Melting permafrost destabilizes the ground, damaging pipelines, roads, and building foundations. As the USGS notes, warmer temperatures increase the active layer, leading to subsidence and erosion. This requires innovative engineering like thermosyphons and pile foundations, which add significant cost.

Technical and Logistical Complexities

Operating in Arctic waters demands cutting-edge technology and meticulous planning. Traditional offshore platforms are not suited for ice-covered seas; instead, operators use modified drillships, gravity-based structures, or artificial islands. Logistics are a constant struggle due to limited port capacity, short summer windows, and the high cost of sealift.

Ice Management and Drilling Technology

Ice management involves breaking or diverting ice floes to protect drilling units. Specialized icebreakers work in tandem with radar and aerial surveys. Drilling itself requires blowout preventers (BOPs) that can function in extreme cold, and well designs that handle high pressures and hydrate formation. For example, the Shtokman gas field in the Barents Sea required subsea production systems rated for −50°C.

Subsea Production and Flow Assurance

  • Subsea tiebacks to floating production units to avoid surface ice hazards.
  • Heated pipelines and chemical injection to prevent hydrates and wax buildup.
  • Remotely operated vehicles (ROVs) for maintenance in zero visibility and icy currents.

Supply Chain and Infrastructure Gaps

Most Arctic oilfields lack roads and railways; equipment must be brought in by ice-strengthened ships during the brief open-water season. Ports are few and often shallow. Fuel, spare parts, and crew rotations require dedicated air support (e.g., Twin Otter aircraft). These constraints dramatically increase project costs—up to 2–3 times more than equivalent developments in temperate regions.

The Arctic is not a single jurisdiction; it straddles eight nations (Canada, Denmark/Greenland, Finland, Iceland, Norway, Russia, Sweden, USA), each with overlapping claims. No overarching treaty governs oil development, though the UNCLOS provides a framework for continental shelf boundaries. Disputes such as the Lomonosov Ridge have delayed exploration.

The United Nations Convention on the Law of the Sea (UNCLOS)

Under UNCLOS, coastal states have sovereign rights over resources on their continental shelf out to 200 nautical miles, and potentially beyond if they can prove the shelf is a natural prolongation. Several Arctic nations have submitted claims to the Commission on the Limits of the Continental Shelf (CLCS). These processes are slow and often politicized, leading to uncertainty for investors.

Regional Agreements and the Arctic Council

The Arctic Council promotes cooperation, but it is a consensus-based forum with no binding regulatory power.

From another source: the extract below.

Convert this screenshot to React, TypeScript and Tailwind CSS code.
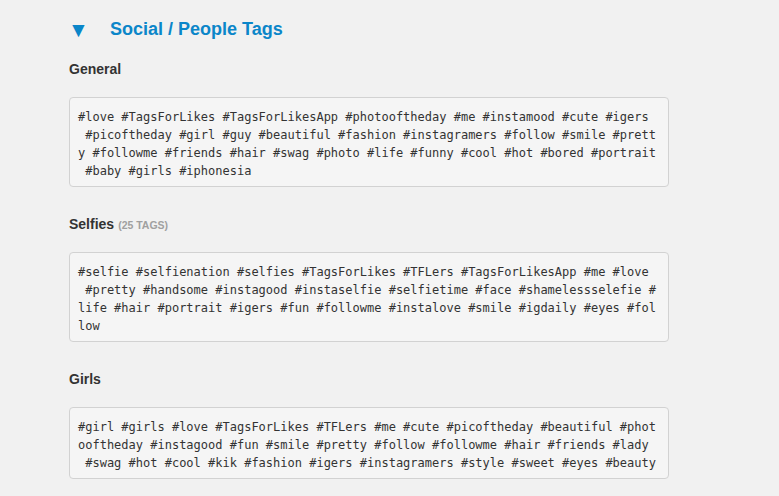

The Protection of the Arctic Marine Environment (PAME) working group issues guidelines for offshore drilling, yet compliance is voluntary. In 2020, the Trump administration opened the Arctic National Wildlife Refuge (ANWR) for leasing, sparking legal battles with environmental groups and indigenous tribes.

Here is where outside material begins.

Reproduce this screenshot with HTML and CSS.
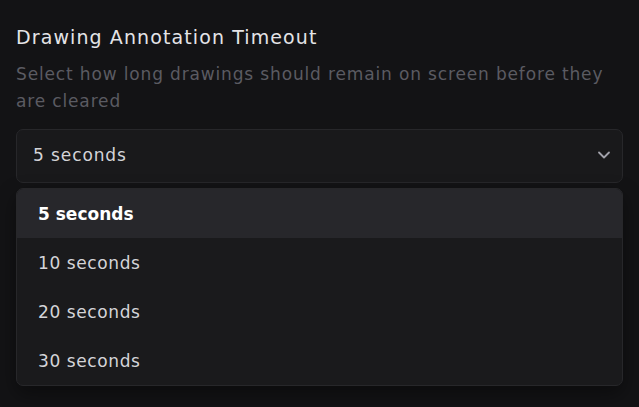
FILE: index.html
```html
<!DOCTYPE html>
<html lang="en">
<head>
    <meta charset="UTF-8">
    <meta name="viewport" content="width=device-width, initial-scale=1.0">
    <title>Drawing Annotation Timeout</title>
    <link rel="stylesheet" href="styles.css">
</head>
<body>
    <div class="setting">
        <h3 class="setting-title">Drawing Annotation Timeout</h3>
        <p class="setting-desc">Select how long drawings should remain on screen before they are cleared</p>

        <button class="select-trigger" type="button">
            <span>5 seconds</span>
            <svg class="chevron" width="20" height="20" viewBox="0 0 24 24" fill="none" stroke="currentColor" stroke-width="2.2" stroke-linecap="round" stroke-linejoin="round">
                <path d="M6 9l6 6 6-6"/>
            </svg>
        </button>

        <ul class="select-menu">
            <li class="option selected">5 seconds</li>
            <li class="option">10 seconds</li>
            <li class="option">20 seconds</li>
            <li class="option">30 seconds</li>
        </ul>
    </div>
</body>
</html>
```

FILE: styles.css
```css
* {
    margin: 0;
    padding: 0;
    box-sizing: border-box;
}

body {
    font-family: 'DejaVu Sans', sans-serif;
    background: #131315;
    color: #e4e4e7;
    height: 100vh;
}

.setting {
    padding: 22px 16px 0 16px;
    display: flex;
    flex-direction: column;
}

.setting-title {
    font-size: 19px;
    font-weight: 400;
    letter-spacing: 1.1px;
    color: #e4e4e7;
    line-height: 30px;
}

.setting-desc {
    margin-top: 9px;
    font-size: 17px;
    letter-spacing: 0.85px;
    line-height: 27px;
    color: #5b5b62;
}

.select-trigger {
    margin-top: 14px;
    height: 54px;
    width: 100%;
    display: flex;
    align-items: center;
    justify-content: space-between;
    padding: 0 8px 3px 16px;
    background: #19191b;
    border: 1px solid #27272a;
    border-radius: 7px;
    font-family: inherit;
    font-size: 17px;
    letter-spacing: 0.9px;
    color: #d4d4d8;
    cursor: pointer;
}

.chevron {
    color: #a1a1aa;
}

.select-menu {
    list-style: none;
    margin-top: 5px;
    background: #1a1a1c;
    border: 1px solid #27272a;
    border-radius: 7px;
    overflow: hidden;
    box-shadow: 0 8px 20px rgba(0, 0, 0, 0.4);
}

.option {
    height: 49px;
    display: flex;
    align-items: center;
    padding-left: 21px;
    font-size: 17px;
    letter-spacing: 0.6px;
    color: #d4d4d8;
}

.option.selected {
    background: #27272b;
    color: #ffffff;
    font-weight: 700;
    letter-spacing: 0;
}
```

Indigenous Rights and Consultation

Indigenous communities, such as the Inupiat in Alaska and the Sami in Scandinavia, have lived in the Arctic for millennia. They often oppose oil development due to threats to subsistence livelihoods and spiritual values. The International Work Group for Indigenous Affairs highlights that free, prior, and informed consent (FPIC) remains a contentious issue, with many projects pushed through without true community agreement.

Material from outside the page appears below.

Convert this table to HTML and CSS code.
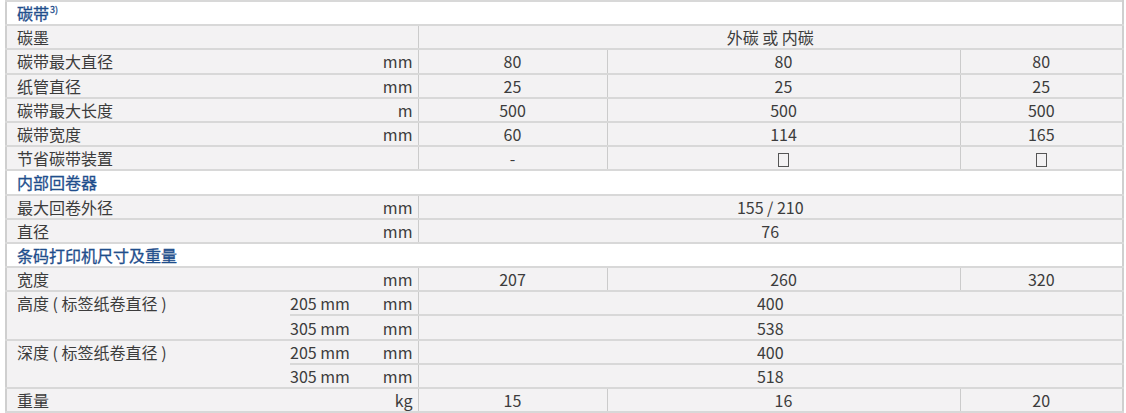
FILE: index.html
```html
<!DOCTYPE html>
<html lang="zh-CN">
<head>
<meta charset="utf-8">
<title>规格</title>
<link rel="stylesheet" href="styles.css">
</head>
<body>
<table class="spec">
  <colgroup>
    <col class="c-a"><col class="c-b"><col class="c-u"><col class="c-1"><col class="c-2"><col class="c-3">
  </colgroup>
  <tbody>
    <tr class="sec"><td colspan="6" class="first last">碳带<sup>3)</sup></td></tr>
    <tr><td colspan="3" class="lbl first">碳墨</td><td colspan="3" class="val last">外碳 或 内碳</td></tr>
    <tr><td colspan="2" class="lbl first">碳带最大直径</td><td class="unit">mm</td><td class="val">80</td><td class="val">80</td><td class="val last">80</td></tr>
    <tr><td colspan="2" class="lbl first">纸管直径</td><td class="unit">mm</td><td class="val">25</td><td class="val">25</td><td class="val last">25</td></tr>
    <tr><td colspan="2" class="lbl first">碳带最大长度</td><td class="unit">m</td><td class="val">500</td><td class="val">500</td><td class="val last">500</td></tr>
    <tr><td colspan="2" class="lbl first">碳带宽度</td><td class="unit">mm</td><td class="val">60</td><td class="val">114</td><td class="val last">165</td></tr>
    <tr><td colspan="3" class="lbl first">节省碳带装置</td><td class="val">-</td><td class="val"><span class="box"></span></td><td class="val last"><span class="box"></span></td></tr>
    <tr class="sec"><td colspan="6" class="first last">内部回卷器</td></tr>
    <tr><td colspan="2" class="lbl first">最大回卷外径</td><td class="unit">mm</td><td colspan="3" class="val last">155 / 210</td></tr>
    <tr><td colspan="2" class="lbl first">直径</td><td class="unit">mm</td><td colspan="3" class="val last">76</td></tr>
    <tr class="sec"><td colspan="6" class="first last">条码打印机尺寸及重量</td></tr>
    <tr><td colspan="2" class="lbl first">宽度</td><td class="unit">mm</td><td class="val">207</td><td class="val">260</td><td class="val last">320</td></tr>
    <tr><td rowspan="2" class="lbl top first">高度 ( 标签纸卷直径 )</td><td class="sub">205 mm</td><td class="unit">mm</td><td colspan="3" class="val last">400</td></tr>
    <tr><td class="sub">305 mm</td><td class="unit">mm</td><td colspan="3" class="val last">538</td></tr>
    <tr><td rowspan="2" class="lbl top first">深度 ( 标签纸卷直径 )</td><td class="sub">205 mm</td><td class="unit">mm</td><td colspan="3" class="val last">400</td></tr>
    <tr><td class="sub">305 mm</td><td class="unit">mm</td><td colspan="3" class="val last">518</td></tr>
    <tr><td colspan="2" class="lbl first">重量</td><td class="unit">kg</td><td class="val">15</td><td class="val">16</td><td class="val last">20</td></tr>
  </tbody>
</table>
</body>
</html>
```
FILE: styles.css
```css
html, body {
  margin: 0;
  padding: 0;
  background: #ffffff;
}
body {
  font-family: "Noto Sans CJK SC", "Noto Sans", sans-serif;
  font-size: 16px;
  color: #3c3c3c;
}
.spec {
  margin: 0 0 0 5px;
  width: 1117px;
  border-collapse: collapse;
  table-layout: fixed;
}
.c-a { width: 284px; }
.c-b { width: 81px; }
.c-u { width: 47px; }
.c-1 { width: 189px; }
.c-2 { width: 353px; }
.c-3 { width: 163px; }

.spec td {
  height: 22.2px;
  padding: 0;
  line-height: 22px;
  background: #f3f2f3;
  border-top: 2px solid #d8d8d8;
  border-bottom: 2px solid #d8d8d8;
  white-space: nowrap;
  vertical-align: middle;
}
.spec td.first {
  border-left: 2px solid #cfcfcf;
}
.spec td.last {
  border-right: 2px solid #cfcfcf;
}
.spec .sec td {
  background: #ffffff;
  color: #1f4e8c;
  font-weight: 400;
  padding-left: 10px;
  -webkit-text-stroke: 0.3px #1f4e8c;
}
.spec .sec sup {
  font-size: 9px;
  line-height: 0;
  vertical-align: 7px;
  margin-left: 1px;
}
.lbl {
  padding-left: 10px !important;
}
.lbl.top {
  vertical-align: top;
}
.sub {
  text-align: left;
}
.unit {
  text-align: right;
  padding-right: 5px !important;
}
.val {
  text-align: center;
  border-left: 1px solid #cbcbcb;
}
.box {
  display: inline-block;
  width: 11px;
  height: 14px;
  border: 1px solid #555;
  box-sizing: border-box;
  vertical-align: -2px;
}
```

Economic Considerations and Investment Challenges

The Arctic oil industry faces unique cost burdens: extreme climate bonuses for workers, specialized equipment, icebreakers, and long transport distances. The break-even price for Arctic oil can exceed $70–80 per barrel, making it vulnerable to price volatility. Even major projects like Shell’s Chukchi Sea program were abandoned after $7 billion in costs and regulatory hurdles.

Subsidies and Geopolitical Drivers

Governments sometimes subsidize Arctic exploration for energy security, especially in Russia (e.g., Yamal LNG) and Norway (Johan Castberg). However, with global pressure to decarbonize, investor appetite is waning. The International Energy Agency (IEA) notes that under its Net Zero by 2050 scenario, no new oil and gas fields are needed, including in the Arctic.

Insurance and Liability

Insuring Arctic operations is costly due to high accident probabilities and unclear liability for transboundary spills. The Polar Code under the International Maritime Organization sets standards for ship operations but does not fully cover fixed platforms. Operators must self-insure or pool risk, further raising capital costs.

Conclusion

The Arctic’s oil reserves remain a tempting prize, but the practical, environmental, legal, and economic obstacles are formidable. Harsh weather, fragile ecosystems, lack of infrastructure, unresolved territorial disputes, and high costs all demand that any development proceed with extreme caution. Indigenous rights and global climate goals add further pressure to leave these resources untouched. While technology continues to advance, the most responsible path may be to prioritize renewable energy investments and treat Arctic oil as a strategic backup rather than a primary target. International cooperation, rigorous environmental safeguards, and meaningful community engagement are indispensable if any drilling is to occur. Ultimately, the true challenge is not just extracting oil, but doing so without sacrificing the Arctic’s irreplaceable natural and cultural heritage.